Avec les moyens de communication modernes, l'écrivain est en contact direct avec ses lecteurs. Parlez-nous de votre expérience dans ce domaine...
Les lecteurs et lectrices m'ont toujours écrit suite à la lecture d'un récit qui les a bouleversés, d'abord par courrier puis par mail. Le journal Liberté en ligne, publiait les réactions à chaud. Un lien s'est tissé entre eux et moi, si bien que lorsqu'ils découvrent les récents ouvrages en librairie, ils m'écrivent pour partager leur bonheur de les avoir acquis et me remercient pour toutes ces années où au petit matin, ils se faisaient plaisir en achetant le journal juste pour découvrir mes chroniques ou la suite des nouvelles. Ils appréciaient mon style d'écriture et m'ont avoué avoir cessé toute activité car tenus en haleine jusqu'au mot fin. Mon bonheur est double lorsque les lecteurs viennent me parler d'une histoire lue, il y a vingt ans et même parfois, celles de mes débuts et les réclament en livres!

Quel est le livre que vous rêvez d'écrire un jour?

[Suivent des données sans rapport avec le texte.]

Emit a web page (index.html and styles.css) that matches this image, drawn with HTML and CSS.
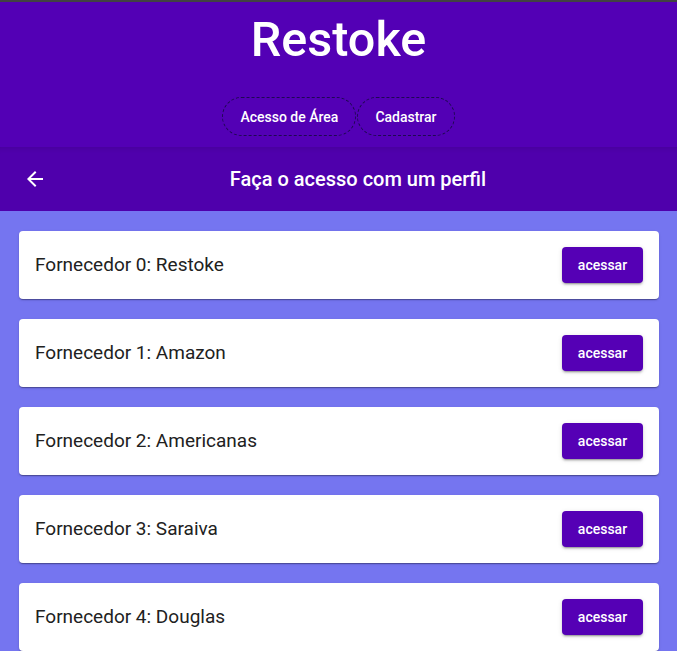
FILE: index.html
```html
<!DOCTYPE html>
<html lang="pt">
<head>
<meta charset="utf-8">
<title>Restoke</title>
<link rel="stylesheet" href="styles.css">
</head>
<body>
<div class="topline"></div>
<header class="header">
  <h1 class="brand">Restoke</h1>
  <nav class="pills">
    <a class="pill">Acesso de Área</a>
    <a class="pill">Cadastrar</a>
  </nav>
</header>
<div class="toolbar">
  <button class="icon-btn" aria-label="voltar">
    <svg width="24" height="24" viewBox="0 0 24 24"><path fill="#fff" d="M20 11H7.83l5.59-5.59L12 4l-8 8 8 8 1.41-1.41L7.83 13H20v-2z"/></svg>
  </button>
  <div class="toolbar-title">Faça o acesso com um perfil</div>
</div>
<main class="list">
  <div class="card"><span class="card-text">Fornecedor 0: Restoke</span><button class="btn">acessar</button></div>
  <div class="card"><span class="card-text">Fornecedor 1: Amazon</span><button class="btn">acessar</button></div>
  <div class="card"><span class="card-text">Fornecedor 2: Americanas</span><button class="btn">acessar</button></div>
  <div class="card"><span class="card-text">Fornecedor 3: Saraiva</span><button class="btn">acessar</button></div>
  <div class="card"><span class="card-text">Fornecedor 4: Douglas</span><button class="btn">acessar</button></div>
</main>
</body>
</html>
```
FILE: styles.css
```css
* { box-sizing: border-box; }
html, body {
  margin: 0;
  padding: 0;
  background: #7575f0;
  font-family: Roboto, "Noto Sans", sans-serif;
  height: 651px;
  overflow: hidden;
}
.topline {
  height: 2px;
  background: #424242;
}
.header {
  background: #5300b5;
  height: 145px;
  display: flex;
  flex-direction: column;
  align-items: center;
}
.brand {
  margin: 9px 0 0;
  font-size: 48.5px;
  line-height: 57px;
  font-weight: 500;
  color: #fff;
}
.pills {
  display: flex;
  gap: 1px;
  margin-top: 29px;
}
.pill {
  height: 39px;
  padding: 0 17px;
  border: 1px dashed rgba(25, 10, 70, 0.9);
  border-radius: 20px;
  display: flex;
  align-items: center;
  color: #fff;
  font-size: 14px;
  font-weight: 500;
}
.toolbar {
  background: #4f00ac;
  height: 64px;
  display: flex;
  align-items: center;
  padding: 0 16px 0 15px;
  box-shadow: inset 0 6px 6px -6px rgba(0,0,0,0.15);
}
.icon-btn {
  width: 40px;
  height: 40px;
  border: 0;
  padding: 0;
  background: transparent;
  display: flex;
  align-items: center;
  justify-content: center;
}
.toolbar-title {
  flex: 1;
  text-align: center;
  color: #fff;
  font-size: 20px;
  font-weight: 500;
}
.list {
  display: flex;
  flex-direction: column;
  gap: 20px;
  padding: 20px 18px 0 19px;
}
.card {
  background: #fff;
  border-radius: 4px;
  height: 68px;
  padding: 0 16px;
  display: flex;
  align-items: center;
  justify-content: space-between;
  box-shadow: 0 2px 1px -1px rgba(0,0,0,.2), 0 1px 1px 0 rgba(0,0,0,.14), 0 1px 3px 0 rgba(0,0,0,.12);
}
.card-text {
  font-size: 19px;
  line-height: 22px;
  margin-top: -1px;
  color: #212121;
}
.btn {
  width: 81px;
  height: 36px;
  border: 0;
  border-radius: 4px;
  background: #5500b5;
  color: #fff;
  font-family: Roboto, "Noto Sans", sans-serif;
  font-size: 14px;
  font-weight: 500;
  box-shadow: 0 3px 1px -2px rgba(0,0,0,.2), 0 2px 2px 0 rgba(0,0,0,.14), 0 1px 5px 0 rgba(0,0,0,.12);
}
```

Actuellement, je finalise la suite de «Beauvais, sur les traces de mon enfance» en parlant de cette muse qui s'est finalement révélée alors que j'étais au collège Michelet. En parallèle, d'autres ouvrages sont prêts qui je l'espère verront le jour et feront le bonheur des lecteurs et lectrices. Récemment, une fillette de huit ans s'est rapprochée de moi, pour l'aider dans la rédaction de ses histoires. Elle rejoindra certainement la nouvelle vague d'auteures algériennes qui ne cessent de s'agrandir et de nous ravir avec leurs écrits dans toutes les langues. Sans culture, un pays se meurt. Veillons à ce qu'elle s'enracine et donne le meilleur aux enfants du pays et dans le monde.